Mr. Short had a bout of notoriety in May 1980 when Gloria Vanderbilt sued the River House on the East Side of Manhattan, which had refused to sell her a $1.1 million apartment. She accused the management of racial bias because of her friendship with him. The building's board said it wanted to avoid "unwanted publicity."
A month later, she dropped the suit. Mr. Short generally stayed out of the fray but said, "I'm old enough to be sophisticated about these things."
His only immediate survivors are a brother, Reginald Short, of Altadena, Calif., and an adopted son, Ronald Bell, of San Francisco, who was the son of Mr. Short's older brother William.
Robert Waltrip Short was born Sept. 15, 1924, the ninth of 10 children. His family was part of the great black migration that left Kentucky and points south at the turn of the century. His father, who died when Mr. Short was 9, held a number of white-collar jobs but returned to Kentucky to work in coal mines during the Depression.
In "Black and White Baby," Mr. Short recalled living as a child among many white people "on a pleasant street, in a pleasant neighborhood where the houses had front and back yards.
"I am a negro who has never lived in the South, thank God, nor was I ever trapped in an urban ghetto," he wrote.
"There was a total absence of any kind of overt prejudice in those years, and it was kept that way by our teachers - which I was not aware of then. I never expected to be treated differently than my classmates. I didn't know that colored children anywhere could be given a bad time at school."
A good deal of attention was given to music, he often said when he reminisced. There was a piano in almost every classroom and a teacher who could play it. He was drilled in sight reading and theory but basically taught himself to play and sing.
Soon after graduating from high school, he opened at the Capitol Lounge in Chicago. His act was, he said, influenced by Hildegarde who, at the time, had "the slickest night club act of all."
A year later, at 19, he worked for a week in Omaha, playing on the same bill with Nat King Cole, who remained a friend until Cole's death. He went on to Los Angeles, then Milwaukee (where he met Art Tatum, who was also performing there), and St. Louis. His friendship with Mabel Mercer began when he appeared at the Blue Angel in New York.

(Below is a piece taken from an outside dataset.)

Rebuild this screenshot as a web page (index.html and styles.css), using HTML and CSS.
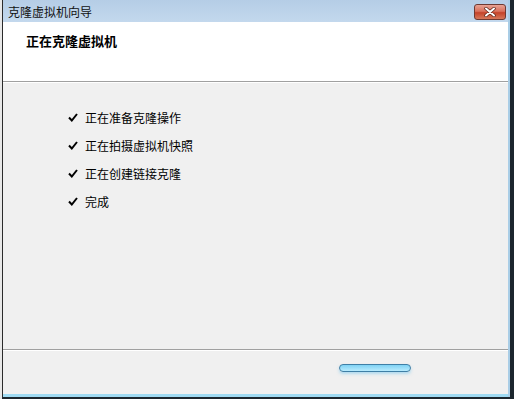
FILE: index.html
```html
<!DOCTYPE html>
<html lang="zh-CN">
  <head>
    <meta charset="UTF-8" />
    <meta name="viewport" content="width=device-width, initial-scale=1.0" />
    <title>克隆虚拟机向导</title>
    <link rel="stylesheet" href="styles.css">
  </head>
  <body>
    <div class="edge"></div>
    <div class="window">
      <div class="titlebar">
        <span class="title">克隆虚拟机向导</span>
        <button type="button" class="close-btn">
          <svg width="14" height="10" viewBox="0 0 14 10">
            <path d="M3 1.5 L11 8.5 M11 1.5 L3 8.5" stroke="#5a2418" stroke-width="3.4" stroke-linecap="round" />
            <path d="M3 1.5 L11 8.5 M11 1.5 L3 8.5" stroke="#ffffff" stroke-width="2" stroke-linecap="round" />
          </svg>
        </button>
      </div>
      <div class="header">
        <h1>正在克隆虚拟机</h1>
      </div>
      <div class="content">
        <ul class="steps">
          <li><svg class="check" width="10" height="9" viewBox="0 0 10 9"><path d="M1 4.5 L3.8 7.5 L9 1" fill="none" stroke="#000" stroke-width="2" /></svg>正在准备克隆操作</li>
          <li><svg class="check" width="10" height="9" viewBox="0 0 10 9"><path d="M1 4.5 L3.8 7.5 L9 1" fill="none" stroke="#000" stroke-width="2" /></svg>正在拍摄虚拟机快照</li>
          <li><svg class="check" width="10" height="9" viewBox="0 0 10 9"><path d="M1 4.5 L3.8 7.5 L9 1" fill="none" stroke="#000" stroke-width="2" /></svg>正在创建链接克隆</li>
          <li><svg class="check" width="10" height="9" viewBox="0 0 10 9"><path d="M1 4.5 L3.8 7.5 L9 1" fill="none" stroke="#000" stroke-width="2" /></svg>完成</li>
        </ul>
      </div>
      <div class="footer">
        <div class="progress-pill"></div>
      </div>
    </div>
  </body>
</html>
```

FILE: styles.css
```css
body {
  margin: 0;
  height: 399px;
  display: flex;
  background-color: #1c262e;
  font-family: "Noto Sans CJK SC", "Liberation Sans", sans-serif;
  overflow: hidden;
}
.edge {
  width: 2px;
  background-color: #e8e8e8;
}
.window {
  width: 505px;
  height: 397px;
  display: flex;
  flex-direction: column;
  border-left: 1px solid #2b2b2b;
  border-right: 2px solid #a9cde6;
  background-color: #f0f0f0;
}
.titlebar {
  height: 22px;
  display: flex;
  align-items: center;
  justify-content: space-between;
  padding: 0 2px 0 5px;
  background: linear-gradient(#b5cde6, #c3d8ed);
}
.title {
  font-size: 12px;
  color: #111;
}
.close-btn {
  width: 32px;
  height: 16px;
  margin-top: 2px;
  padding: 0;
  display: flex;
  align-items: center;
  justify-content: center;
  border: 1px solid #6e3a32;
  border-radius: 3px;
  background: linear-gradient(#e8a394 0%, #d9715c 45%, #c4432a 55%, #d6785a 100%);
}
.header {
  height: 59px;
  background-color: #ffffff;
  border-bottom: 1px solid #a0a0a0;
  box-shadow: 0 1px 0 #ffffff;
}
.header h1 {
  margin: 0;
  padding: 9px 0 0 23px;
  font-size: 13px;
  font-weight: bold;
  color: #000;
}
.content {
  flex: 1;
  border-bottom: 1px solid #a0a0a0;
  box-shadow: 0 1px 0 #ffffff;
}
.steps {
  list-style: none;
  margin: 0;
  padding: 21px 0 0 65px;
}
.steps li {
  height: 28px;
  display: flex;
  align-items: center;
  font-size: 12px;
  color: #000;
}
.check {
  margin-right: 7px;
}
.footer {
  height: 47px;
  padding: 14px 0 0 336px;
  box-sizing: border-box;
  border-bottom: 3px solid #9fdaf2;
}
.progress-pill {
  width: 70px;
  height: 6px;
  border: 1px solid #3f7fa6;
  border-radius: 4px;
  background: linear-gradient(#7fd2f4, #b8ebfd);
  box-shadow: 0 2px 3px rgba(120, 200, 240, 0.5);
}
```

One of his longest engagements at the time was at the Cafe Gala in Los Angeles, which was patronized by a number of New Yorkers, including Lena Horne and Cole Porter. He remained three years, although friends and aficionados encouraged him to return to New York.
"I knew I wasn't ready for New York but I did go to Paris," he said in the 1970 New Yorker profile. He hired a maid and a French tutor, traveled to London for custom clothes and eventually returned to Los Angeles.
In 1954, he met Phil Moore, an arranger and composer who became his manager. "He figured out how my act could be enlarged, controlled and polished," he said. He made a record, and the direction of his career changed when he was flown to New York by Dorothy Kilgallen, an influential columnist of the time, to play at her husband's birthday party. He then played at several New York clubs and after brief stints in Florida and Chicago, returned to perform at Le Caprice.
He had a small part in a Cole Porter revue in Greenwich Village in 1965 and during the next few years played a number of small clubs in various cities. But, he wrote, "the night club business was not what it had been."
It was during this period in the 1960's that he began taking himself more seriously. He had become acquainted with many famous musicians, among them Leonard Bernstein and the singer Shirley Verrett, and, he said: "I decided I wanted to earn their professional respect. I knew I couldn't do it without hard work." The hard work - studying, practicing and refining - paid off. Critics began commenting on his improved singing and the long-lived engagement at the Carlyle followed.
"I felt I had a gift and I enjoyed performing," he wrote about his early years and often repeated later in his career. "I didn't know then and I don't know now how well or how badly I sing and play the piano but I knew that I was a good performer."